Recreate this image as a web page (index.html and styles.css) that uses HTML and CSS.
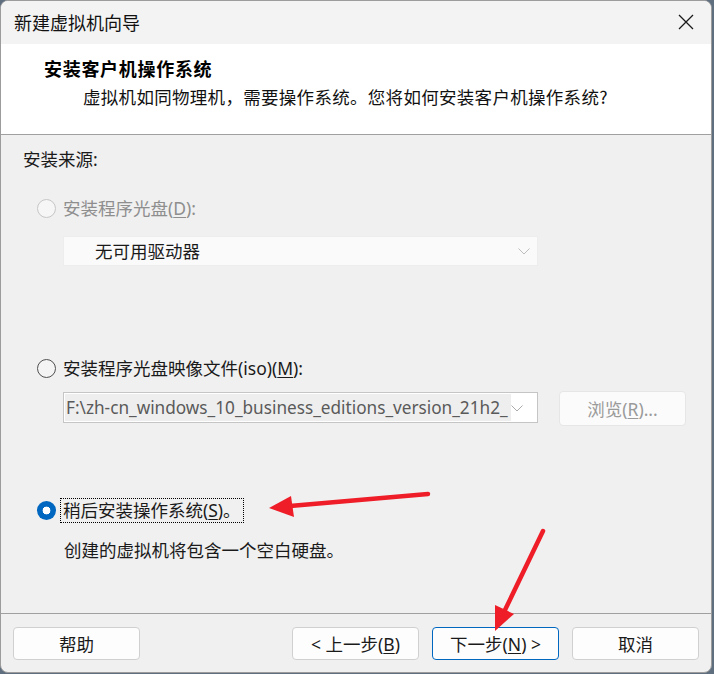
FILE: index.html
```html
<!DOCTYPE html>
<html lang="zh-CN">
<head>
<meta charset="utf-8">
<title>新建虚拟机向导</title>
<link rel="stylesheet" href="styles.css">
</head>
<body>
<div class="window">
  <div class="titlebar">
    <span class="title">新建虚拟机向导</span>
    <svg class="close" width="16" height="16" viewBox="0 0 16 16"><path d="M1 1 L15 15 M15 1 L1 15" stroke="#1a1a1a" stroke-width="1.3" fill="none"/></svg>
  </div>
  <div class="header">
    <div class="h-title">安装客户机操作系统</div>
    <div class="h-sub">虚拟机如同物理机，需要操作系统。您将如何安装客户机操作系统?</div>
  </div>
  <div class="main">
    <div class="src-label">安装来源:</div>

    <div class="radio-row r1 disabled">
      <span class="radio"></span>
      <span class="rlabel">安装程序光盘(<u>D</u>):</span>
    </div>
    <div class="select disabled-select">
      <span class="sel-text">无可用驱动器</span>
      <svg class="chev" width="12" height="7" viewBox="0 0 12 7"><polyline points="0.5,0.5 6,6 11.5,0.5" fill="none" stroke="#bdbdbd" stroke-width="1"/></svg>
    </div>

    <div class="radio-row r2">
      <span class="radio"></span>
      <span class="rlabel">安装程序光盘映像文件(iso)(<u>M</u>):</span>
    </div>
    <div class="iso-row">
      <div class="select combo">
        <span class="combo-text">F:\zh-cn_windows_10_business_editions_version_21h2_</span>
        <svg class="chev" width="12" height="7" viewBox="0 0 12 7"><polyline points="0.5,0.5 6,6 11.5,0.5" fill="none" stroke="#ababab" stroke-width="1"/></svg>
      </div>
      <div class="browse">浏览(<u>R</u>)...</div>
    </div>

    <div class="radio-row r3">
      <span class="radio checked"></span>
      <span class="rlabel focus">稍后安装操作系统(<u>S</u>)。</span>
    </div>
    <div class="desc">创建的虚拟机将包含一个空白硬盘。</div>
  </div>
  <div class="footer">
    <div class="btn">帮助</div>
    <div class="spacer"></div>
    <div class="btn">&lt; 上一步(<u>B</u>)</div>
    <div class="btn primary">下一步(<u>N</u>) &gt;</div>
    <div class="btn">取消</div>
  </div>
</div>
<svg class="arrows" width="714" height="674" viewBox="0 0 714 674">
  <g stroke="#ee1d27" stroke-width="4.5" stroke-linecap="round" fill="none">
    <line x1="428" y1="494" x2="290" y2="506"/>
    <line x1="543" y1="531" x2="505" y2="610"/>
  </g>
  <g fill="#ee1d27">
    <polygon points="269,508 294,517 291,496"/>
    <polygon points="495,631 514,614 495,605"/>
  </g>
</svg>
</body>
</html>
```

FILE: styles.css
```css
html, body {
  margin: 0;
  padding: 0;
  width: 714px;
  height: 674px;
  background: #5f6f80;
  overflow: hidden;
}
body {
  position: relative;
  font-family: "Noto Sans", "Noto Sans CJK SC", sans-serif;
  color: #1a1a1a;
}
.window {
  width: 712px;
  height: 673px;
  box-sizing: border-box;
  border: 1px solid #9c9c9c;
  border-radius: 8px;
  overflow: hidden;
  background: #f0f0f0;
  display: flex;
  flex-direction: column;
}
.titlebar {
  height: 43px;
  flex: none;
  background: #f3f3f3;
  display: flex;
  align-items: center;
  padding: 0 0 0 13px;
}
.title {
  font-family: "Noto Sans CJK SC", sans-serif;
  font-size: 18px;
  line-height: 24px;
  color: #111;
  flex: 1;
  margin-top: -1px;
}
.close {
  margin-right: 17px;
  margin-top: -1px;
}
.header {
  height: 90px;
  flex: none;
  background: #ffffff;
  border-bottom: 1px solid #a0a0a0;
  box-sizing: content-box;
}
.h-title {
  font-family: "Noto Sans CJK SC", sans-serif;
  font-weight: 700;
  font-size: 18px;
  letter-spacing: 0.7px;
  line-height: 24px;
  color: #000;
  margin: 12px 0 0 43px;
}
.h-sub {
  font-family: "Noto Sans CJK SC", sans-serif;
  font-size: 17.5px;
  line-height: 24px;
  color: #111;
  margin: 5px 0 0 82px;
  letter-spacing: 0.3px;
}
.main {
  flex: 1;
  padding: 12px 0 0 22px;
  font-size: 17.5px;
  line-height: 24px;
}
.src-label {
  height: 24px;
  color: #1a1a1a;
}
.radio-row {
  display: flex;
  align-items: center;
  height: 24px;
  padding-left: 14px;
  gap: 7px;
}
.r1 { margin-top: 25px; }
.r2 { margin-top: 90px; }
.r3 { margin-top: 72px; }
.radio {
  width: 17px;
  height: 17px;
  border-radius: 50%;
  border: 1px solid #4f4f4f;
  background: #f4f4f4;
  flex: none;
}
.disabled .radio {
  border-color: #c6c6c6;
  background: #f6f6f6;
}
.disabled .rlabel {
  color: #8e8e8e;
}
.radio.checked {
  width: 19px;
  height: 19px;
  border: none;
  background: radial-gradient(circle, #ffffff 0 3.6px, #0067c0 4.2px);
}
.rlabel.focus {
  border: 1px dotted #000;
  padding: 0 2px;
  margin-left: -3px;
  line-height: 23px;
}
.select {
  margin-left: 40px;
  width: 475px;
  box-sizing: border-box;
  display: flex;
  align-items: center;
  position: relative;
}
.disabled-select {
  height: 30px;
  margin-top: 16px;
  background: #fafafa;
  border: 1px solid #ededed;
  padding-left: 31px;
}
.sel-text {
  flex: 1;
  color: #1a1a1a;
}
.chev {
  margin-right: 7px;
  flex: none;
}
.iso-row {
  display: flex;
  align-items: flex-start;
  margin-top: 11px;
  gap: 21px;
}
.combo {
  height: 31px;
  margin-top: 1px;
  background: #ffffff;
  border: 1px solid #c5c5c5;
  padding: 1px 0 1px 1px;
}
.combo-text {
  flex: 1;
  min-width: 0;
  height: 100%;
  margin-right: 26px;
  background: #eeeeee;
  overflow: hidden;
  white-space: nowrap;
  font-family: "Noto Sans", sans-serif;
  font-size: 17.2px;
  line-height: 27px;
  padding-left: 1px;
  color: #5a5a5a;
}
.combo .chev {
  position: absolute;
  right: 7px;
  top: 12px;
}
.browse {
  width: 127px;
  height: 35px;
  box-sizing: border-box;
  background: #fbfbfb;
  border: 1px solid #e6e6e6;
  border-radius: 4px;
  display: flex;
  align-items: center;
  justify-content: center;
  color: #9a9a9a;
}
.desc {
  margin-top: 16px;
  margin-left: 41px;
  height: 24px;
}
.footer {
  flex: none;
  height: 59px;
  box-sizing: border-box;
  border-top: 1px solid #a0a0a0;
  display: flex;
  align-items: flex-start;
  padding: 13px 12px 0 12px;
  gap: 13px;
}
.spacer { flex: 1; }
.btn {
  width: 127px;
  height: 33px;
  box-sizing: border-box;
  background: #fdfdfd;
  border: 1px solid #d0d0d0;
  border-radius: 4px;
  display: flex;
  align-items: center;
  justify-content: center;
  font-size: 17.5px;
  color: #1a1a1a;
}
.btn.primary {
  border-color: #0067c0;
}
u {
  text-decoration-thickness: 1px;
  text-underline-offset: 2px;
}
.arrows {
  position: absolute;
  left: 0;
  top: 0;
  pointer-events: none;
}
```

_ _ _ _

**WHAT NEEDS TO BE DONE**:
The lines to collect are those holding the string "index"; copy them all.

**FULL SOLUTION**:
Recreate this image as a web page (index.html and styles.css) that uses HTML and CSS.
FILE: index.html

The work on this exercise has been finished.